Wednesday, January 13, 2010

Cracking the Pot Roast Nut

You may recall that we acquired a cattle-beast some months ago, albeit all cut up and now resident in our purpose-bought chest freezer, several hundred pounds' worth. The most noteworthy artifact of acquiring a whole cattle-beast is that you don't get to pick and choose (duh). Rather, you get exactly the cuts of beef that the beast produces, in a statistically identical distribution. For the present purposes, this means, contrary to your average supermarket presentation, you get rather a few steaks and other cuts of the most popular varieties and bits such as brisket that you can pretty much figure out what to do with. But you also get a lot (read: A LOT) of bits and bobs that "normally" find their way out of sight and out of mind: ground beef, stew beef that might as well be ground, and, in the case of New Zealand, you get around a dozen instances of the "rolled roast".

Formally, the rolled roast is derived from slabs of the meat that lies between the skin and the ribs (if memory serves), which are (as the name suggests) rolled up and tied with twine. Practically, it means a cylindrical lump of meat, fat and gristle about 5" in either dimension. In case it's not obvious from the description, we're talking about the toughest pieces of flesh you'll ever have to deal with, either in the kitchen or on the plate.

Hence the challenge.

How to render the rolled roast edible, or even palatable? My first stop was the Zuni Cafe cookbook. Mimi Rodgers has an elaborate pot roast recipe that includes pureed root vegetables and many steps to a yuppie-friendly presentation, and I tried it. Clearly it wasn't developed with the rolled roast in mind, because after several days of marinating and several hours of cooking, the results were edible, but clearly hankered for a more, shall we say, SELECTIVE cut of meat.

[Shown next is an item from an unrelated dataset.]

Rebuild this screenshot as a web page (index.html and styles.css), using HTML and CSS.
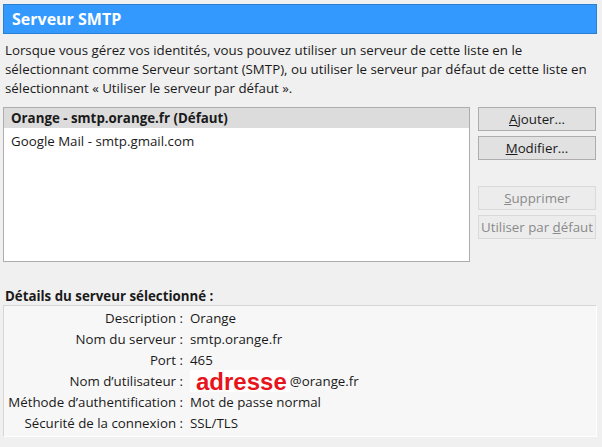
FILE: index.html
```html
<!DOCTYPE html>
<html lang="fr">
<head>
  <meta charset="UTF-8" />
  <title>Serveur SMTP</title>
  <link rel="stylesheet" href="styles.css">
</head>
<body>
  <div class="header">Serveur SMTP</div>
  <p class="intro">Lorsque vous gérez vos identités, vous pouvez utiliser un serveur de cette liste en le<br>sélectionnant comme Serveur sortant (SMTP), ou utiliser le serveur par défaut de cette liste en<br>sélectionnant « Utiliser le serveur par défaut ».</p>

  <div class="servers">
    <ul class="server-list">
      <li class="selected">Orange - smtp.orange.fr (Défaut)</li>
      <li>Google Mail - smtp.gmail.com</li>
    </ul>
    <div class="buttons">
      <button><u>A</u>jouter...</button>
      <button><u>M</u>odifier...</button>
      <div class="spacer"></div>
      <button disabled><u>S</u>upprimer</button>
      <button disabled>Utiliser par <u>d</u>éfaut</button>
    </div>
  </div>

  <h2 class="details-title">Détails du serveur sélectionné :</h2>
  <div class="details">
    <div class="label">Description :</div><div class="value">Orange</div>
    <div class="label">Nom du serveur :</div><div class="value">smtp.orange.fr</div>
    <div class="label">Port :</div><div class="value">465</div>
    <div class="label">Nom d’utilisateur :</div><div class="value"><span class="mark">adresse</span>@orange.fr</div>
    <div class="label">Méthode d’authentification :</div><div class="value">Mot de passe normal</div>
    <div class="label">Sécurité de la connexion :</div><div class="value">SSL/TLS</div>
  </div>
</body>
</html>
```

FILE: styles.css
```css
body {
  margin: 0;
  padding: 4px 5px 0 3px;
  background-color: #f0f0f0;
  color: #1a1a1a;
  font-family: "Open Sans", sans-serif;
  font-size: 13.3px;
}
.header {
  height: 28px;
  line-height: 28px;
  padding-left: 8px;
  background-color: #3399ff;
  border: 1px solid #2b7fd0;
  color: #fff;
  font-size: 16px;
  font-weight: bold;
}
.intro {
  margin: 7px 0 0 2px;
  line-height: 19px;
  white-space: nowrap;
}
.servers {
  display: flex;
  gap: 8px;
  margin-top: 9px;
}
.server-list {
  list-style: none;
  margin: 0;
  padding: 0;
  width: 465px;
  height: 153px;
  background-color: #fff;
  border: 1px solid #adadad;
}
.server-list li {
  padding: 0 7px;
  line-height: 20px;
  margin-bottom: 3px;
}
.server-list li.selected {
  background-color: #dcdcdc;
  font-weight: bold;
}
.buttons {
  display: flex;
  flex-direction: column;
  gap: 5px;
  width: 118px;
}
.buttons button {
  height: 24px;
  padding: 0;
  background-color: #e1e1e1;
  border: 1px solid #adadad;
  color: #1a1a1a;
  font-family: inherit;
  font-size: 13.3px;
}
.buttons button:disabled {
  background-color: #ececec;
  border-color: #d9d9d9;
  color: #8a8a8a;
}
.spacer {
  height: 16px;
}
.details-title {
  margin: 25px 0 0 2px;
  font-size: 13.3px;
  font-weight: bold;
  line-height: 18px;
}
.details {
  display: grid;
  grid-template-columns: 179px 1fr;
  grid-auto-rows: 21px;
  column-gap: 7px;
  padding: 2px 0;
  height: 126px;
  background-color: #f7f7f7;
  border: 1px solid #d6d6d6;
  border-bottom-color: #fff;
  border-right-color: #fff;
  line-height: 21px;
}
.label {
  text-align: right;
}
.mark {
  display: inline-block;
  vertical-align: top;
  height: 22px;
  margin-top: -1px;
  padding: 0 3px 0 6px;
  background-color: #fff;
  color: #e8141c;
  font-family: "Liberation Sans", sans-serif;
  font-size: 24px;
  font-weight: bold;
  line-height: 24px;
}
```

However, Mimi (and God bless her and that book; there's more practical--and novel--wisdom and elegant writing than in a decade of run-of-the-mill cookbooks) does have a memorable point. Contrary to the received wisdom of cookbooks from Joy onward, she likes pre-salting meat. Theory being that, rather than toughening the meat by drawing out moisture, EXTRA long exposure to salt ultimately tenderizes the thing.

So this time, I put it to the test. I made up a preparation out of whole cloth. I unrolled the roast into its 1/2" thick slabs, sprinkled them generously with salt, pepper, roughly-chopped garlic and dried thyme. Rolled it back up and stuck it in the fridge for three days. Took it out and browned it all over in olive oil. Added onions for long enough to soften and brown. Then threw in a few cups of beef stock and red wine, and put it on barely simmering. For hours. Hours and hours. It must have been seven hours from initial simmer to the plate.

...and for many of those hours, the lump of flesh stubbornly insisted it was going to be a palate-defying, character-building lump of chewy gristly obviously-flesh-with-a-bad-attitude. But by the time the gardening work was done and it was time to throw in the carrots and the new potatoes, it was looking like real food. And when I finally plopped it on the cutting board to rest, it flopped down in surrender, yielding to dismemberment like a cooked apple. It rejoined the pot likker on the plate and the root vegetables like old pals. And it tasted like, well, it tasted like meat ought to taste: crude and rich and flavoricious and reminding you that it came from somewhere. Somewhere nearby.

So there you have it: salt, rigourously applied; and slow cooking, over a long-ass period of time. Not that hard, really. I'm surprised it seemed like a challenge.

And to think, we've only got eight or ten of them left.